How to setup git repository for an existing project

Setting up a Git repository for an existing Python Project.

Setting up a Git repository for an existing Python web application involves the following steps:

1. Initialize a Git Repository

Navigate to your project directory:

cd /path/to/your/project

Initialize a Git repository:

git init

2. Add a .gitignore File

A .gitignore file tells Git which files and directories to ignore. For a Python web application, a typical .gitignore file includes:

# Python bytecode
__pycache__/
*.py[cod]

# Virtual environments
env/
venv/
*.env

# Logs
*.log

# OS files
.DS_Store
Thumbs.db

# IDE configurations
.vscode/
.idea/

# Database
*.sqlite3

# Secrets
config.yaml
.env

Create the .gitignore file:

touch .gitignore

Open it in your editor and paste the content above.

3. Commit Existing Code

Stage all files:

git add .

Commit the changes:

git commit -m "Initial commit of the existing Python web application"

4. Connect to a Remote Repository

Create a new repository on GitHub, GitLab, or any other Git hosting service.

Add the remote repository URL to your local repository:

git remote add origin https://github.com/username/repository-name.git

5. Push to the Remote Repository

Push your local commits to the remote repository:

git branch -M main
git push -u origin main

6. Setup Branching (Optional)

If you plan to have multiple contributors or use Git branching:

Create and switch to a development branch:

git checkout -b develop

Push it to the remote:

git push -u origin develop

7. Install Dependencies via Requirements File

If your application uses Python dependencies:

Generate a requirements.txt file:

pip freeze > requirements.txt

Add and commit it:

git add requirements.txt
git commit -m "Add requirements.txt"

8. Collaborator Access (Optional)

If you’re working with a team:

Invite collaborators via your Git hosting platform.

Set up branch protection rules to ensure code reviews before merging.

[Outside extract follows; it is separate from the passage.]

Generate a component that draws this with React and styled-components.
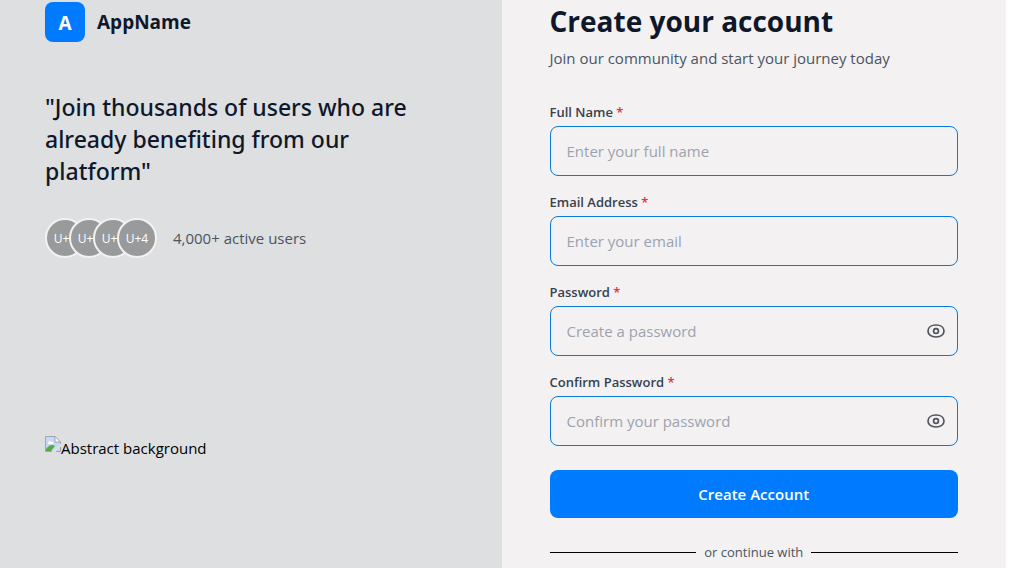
import { useState } from "react";
import styled, { createGlobalStyle } from "styled-components";

const fields = [
	{ id: "name", label: "Full Name", placeholder: "Enter your full name", type: "text" },
	{ id: "email", label: "Email Address", placeholder: "Enter your email", type: "email" },
	{ id: "password", label: "Password", placeholder: "Create a password", type: "password" },
	{ id: "confirm", label: "Confirm Password", placeholder: "Confirm your password", type: "password" },
];

const avatars = ["U+1", "U+2", "U+3", "U+4"];

function Field({ id, label, placeholder, type }) {
	const [visible, setVisible] = useState(false);
	const isPassword = type === "password";

	return (
		<FieldGroup>
			<Label htmlFor={id}>
				{label} <Required>*</Required>
			</Label>
			<InputBox>
				<Input
					id={id}
					name={id}
					type={visible ? "text" : type}
					placeholder={placeholder}
				/>
				{isPassword && (
					<EyeButton
						type="button"
						aria-label="Toggle password visibility"
						onClick={() => setVisible(!visible)}
					>
						<EyeIcon />
					</EyeButton>
				)}
			</InputBox>
		</FieldGroup>
	);
}

function EyeIcon() {
	return (
		<svg width="20" height="20" viewBox="0 0 20 20" fill="none" stroke="#50555d" strokeWidth="1.7">
			<path d="M2 10C2 6.2 5.4 4 10 4S18 6.2 18 10S14.6 16 10 16S2 13.8 2 10Z" />
			<circle cx="10" cy="10" r="2.4" />
		</svg>
	);
}

function BrokenImageIcon() {
	return (
		<svg width="16" height="16" viewBox="0 0 16 16">
			<path d="M1 1H10L15 6V15H1Z" fill="#c6d8f4" />
			<path d="M3 7C3 5 6 5 6 6C8 5 9 7 8 8H3Z" fill="#fff" />
			<path d="M1 15V13C4 9 7 8 10 10L6 15Z" fill="#5aa842" />
			<path d="M7 16L16 7V10L10 16Z" fill="#dddfe0" />
			<path d="M10 1V6H15Z" fill="#fff" />
			<path d="M.5 15.5V.5H10L15.5 6V8M.5 15.5H7M11 15.5H15.5V11M10 .5V6H15.5" fill="none" stroke="#a0a5ab" />
		</svg>
	);
}

export default function App() {
	return (
		<Page>
			<GlobalStyle />
			<Intro>
				<Brand>
					<Logo>A</Logo>
					<BrandName>AppName</BrandName>
				</Brand>
				<Quote>"Join thousands of users who are already benefiting from our platform"</Quote>
				<Community>
					<AvatarList>
						{avatars.map((name) => (
							<Avatar key={name}>{name}</Avatar>
						))}
					</AvatarList>
					<UserCount>4,000+ active users</UserCount>
				</Community>
				<Artwork>
					<BrokenImageIcon />
					<span>Abstract background</span>
				</Artwork>
			</Intro>
			<SignUp>
				<Title>Create your account</Title>
				<Subtitle>Join our community and start your journey today</Subtitle>
				<Form onSubmit={(event) => event.preventDefault()}>
					{fields.map((field) => (
						<Field key={field.id} {...field} />
					))}
					<SubmitButton type="submit">Create Account</SubmitButton>
				</Form>
				<Divider>or continue with</Divider>
			</SignUp>
		</Page>
	);
}

const GlobalStyle = createGlobalStyle`
	* {
		box-sizing: border-box;
	}

	body {
		margin: 0;
		background-color: #fff;
		font-family: "Open Sans", "Noto Sans", sans-serif;
		overflow: hidden;
	}

	h1, p {
		margin: 0;
	}
`;

const Page = styled.main`
	display: grid;
	grid-template-columns: 1fr 1fr;
	height: 100vh;
	margin: 0 3px 0 -3px;
	overflow: hidden;
`;

const Intro = styled.section`
	background-color: #dddfe0;
	padding: 2px 48px 0;
`;

const Brand = styled.div`
	display: flex;
	align-items: center;
	gap: 12px;
	color: #0f172a;
`;

const Logo = styled.div`
	width: 40px;
	height: 40px;
	border-radius: 8px;
	background-color: #007bff;
	color: #fff;
	font-size: 19px;
	font-weight: 700;
	line-height: 42px;
	text-align: center;
`;

const BrandName = styled.span`
	font-size: 19px;
	font-weight: 700;
	line-height: 28px;
`;

const Quote = styled.p`
	margin-top: 49px;
	max-width: 384px;
	color: #0f172a;
	font-family: "Noto Sans", "Open Sans", sans-serif;
	font-size: 23px;
	font-weight: 500;
	line-height: 32px;
`;

const Community = styled.div`
	display: flex;
	align-items: center;
	gap: 16px;
	margin-top: 31px;
`;

const AvatarList = styled.div`
	display: flex;
`;

const Avatar = styled.div`
	width: 40px;
	height: 40px;
	border: 2px solid #f3f2f3;
	border-radius: 50%;
	background-color: #999a9b;
	color: #fff;
	font-size: 12px;
	line-height: 38px;
	text-align: center;

	& + & {
		margin-left: -16px;
	}
`;

const UserCount = styled.p`
	color: #4b5563;
	font-size: 15px;
	line-height: 24px;
`;

const Artwork = styled.div`
	display: flex;
	align-items: flex-start;
	margin-top: 178px;
	color: #000;
	font-size: 15px;
	line-height: 24px;
`;

const SignUp = styled.section`
	background-color: #f3f1f2;
	padding: 1px 48px 0;
`;

const Title = styled.h1`
	color: #0f172a;
	font-size: 28px;
	font-weight: 700;
	line-height: 40px;
`;

const Subtitle = styled.p`
	margin-top: 5px;
	color: #4b5563;
	font-size: 15px;
	line-height: 24px;
`;

const Form = styled.form`
	display: flex;
	flex-direction: column;
	gap: 16px;
	margin-top: 32px;
`;

const FieldGroup = styled.div`
	display: flex;
	flex-direction: column;
	gap: 4px;
`;

const Label = styled.label`
	color: #374151;
	font-size: 13px;
	font-weight: 600;
	line-height: 20px;
`;

const Required = styled.span`
	color: #dc3838;
`;

const InputBox = styled.div`
	display: flex;
	align-items: center;
	height: 50px;
	padding-right: 11px;
	border: 1px solid #087bdc;
	border-radius: 8px;
`;

const Input = styled.input`
	flex: 1;
	min-width: 0;
	height: 100%;
	padding: 0 16px;
	border: none;
	outline: none;
	background: transparent;
	color: #0f172a;
	font-family: inherit;
	font-size: 15px;

	&::placeholder {
		color: #9ca3af;
	}
`;

const EyeButton = styled.button`
	display: flex;
	padding: 0;
	border: none;
	background: none;
	cursor: pointer;
`;

const SubmitButton = styled.button`
	height: 48px;
	margin-top: 8px;
	border: none;
	border-radius: 8px;
	background-color: #007bff;
	color: #fff;
	font-family: inherit;
	font-size: 15px;
	font-weight: 600;
	cursor: pointer;
`;

const Divider = styled.div`
	display: flex;
	align-items: center;
	gap: 8px;
	margin-top: 24px;
	color: #4b5563;
	font-size: 13px;
	line-height: 20px;

	&::before,
	&::after {
		content: "";
		flex: 1;
		height: 1px;
		background-color: #000;
	}
`;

9. Configure CI/CD Pipelines (Optional)

Set up Continuous Integration/Continuous Deployment pipelines for testing, building, and deploying your application (e.g.,

GitHub Actions, GitLab CI/CD).

10. Document Repository

Add a README.md file to describe your project and instructions for setting it up locally:

i) Create the file:

touch README.md

ii) Open it in your editor and write an overview of the project.

iii) Add and commit it:

git add README.md
git commit -m "Add README.md"

Example Commands Recap

cd /path/to/project
git init
touch .gitignore
nano .gitignore # Add necessary ignores
git add .
git commit -m "Initial commit"
git remote add origin https://github.com/username/repository-name.git
git branch -M main
git push -u origin main
pip freeze > requirements.txt
git add requirements.txt
git commit -m "Add requirements.txt"
git push

Your repository is now ready for collaboration and version control!